In addition to the health and financial crisis caused by the new coronavirus (COVID-19), there are the risks related to food, social and economic crises that are likely to worsen the situation in the most fragile regions of the world that are already faced with climatic shocks, the depletion of natural resources and poverty.
At the crossroads between the African, Asian and European continents, the Mediterranean is one of the epicentres of this new pandemic. It is suffering significant casualties and the socio-economical repercussions are likely to be colossal.

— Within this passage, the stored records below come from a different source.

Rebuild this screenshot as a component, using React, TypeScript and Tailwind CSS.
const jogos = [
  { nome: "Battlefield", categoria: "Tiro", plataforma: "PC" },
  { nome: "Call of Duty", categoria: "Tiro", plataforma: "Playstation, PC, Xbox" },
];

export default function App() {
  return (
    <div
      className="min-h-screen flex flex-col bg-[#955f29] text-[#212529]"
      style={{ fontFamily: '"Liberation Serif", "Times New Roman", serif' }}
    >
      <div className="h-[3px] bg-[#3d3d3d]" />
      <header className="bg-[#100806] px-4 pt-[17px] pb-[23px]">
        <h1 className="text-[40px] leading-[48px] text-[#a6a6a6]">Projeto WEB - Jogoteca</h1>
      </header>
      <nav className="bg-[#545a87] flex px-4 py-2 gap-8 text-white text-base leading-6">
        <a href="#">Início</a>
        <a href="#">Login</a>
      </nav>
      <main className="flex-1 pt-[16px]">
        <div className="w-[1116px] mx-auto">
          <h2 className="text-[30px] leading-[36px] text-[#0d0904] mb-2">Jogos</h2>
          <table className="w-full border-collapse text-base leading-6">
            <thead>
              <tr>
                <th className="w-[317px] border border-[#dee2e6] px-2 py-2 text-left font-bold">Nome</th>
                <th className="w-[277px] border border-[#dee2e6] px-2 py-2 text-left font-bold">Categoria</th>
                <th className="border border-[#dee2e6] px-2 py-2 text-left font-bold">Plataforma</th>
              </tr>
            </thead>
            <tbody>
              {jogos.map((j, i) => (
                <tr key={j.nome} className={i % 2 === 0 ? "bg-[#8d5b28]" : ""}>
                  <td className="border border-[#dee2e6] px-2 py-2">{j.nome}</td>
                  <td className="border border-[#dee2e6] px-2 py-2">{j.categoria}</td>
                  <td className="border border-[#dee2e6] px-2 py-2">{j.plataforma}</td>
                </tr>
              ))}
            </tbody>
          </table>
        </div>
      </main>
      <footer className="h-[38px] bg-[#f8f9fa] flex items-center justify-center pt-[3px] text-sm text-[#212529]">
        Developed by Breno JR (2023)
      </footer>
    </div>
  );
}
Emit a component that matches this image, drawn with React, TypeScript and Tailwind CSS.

This situation will have a great impact on millions of households, particularly those making a living in the omnipresent informal sector in cities but also in rural agglomerations. The most vulnerable groups including small farmers, pastoralists and fishermen could be faced with reduced access to their land, livestock or fishing tools, with important consequences on the demand and supply of food products. They will also face difficulties in accessing markets to sell their products of buy seeds or other basic goods.
With a deficit in access to essential goods and services such as hospital equipment, water that is crucial for disinfection, or even the Internet to keep informed of the evolution of the pandemic and protection measures, the situation of rural and agricultural areas, that already suffer from isolation, can worsen considerably.
As a major Mediterranean actor in the fields of training, research, agricultural cooperation, rural development and regional dialogue since 1962, the CIHEAM is fully aware of the extent to which the future of the region relies on the capacity of countries to strengthen their cooperation in priority areas that are today revealed by the pandemic.
Indeed, the end of the COVID-19 crises and confinement will in no way mean the end of the other crises.
This will be the time to review development models and strengthen cooperation, in favour of a Mediterranean based on resilient and united food systems.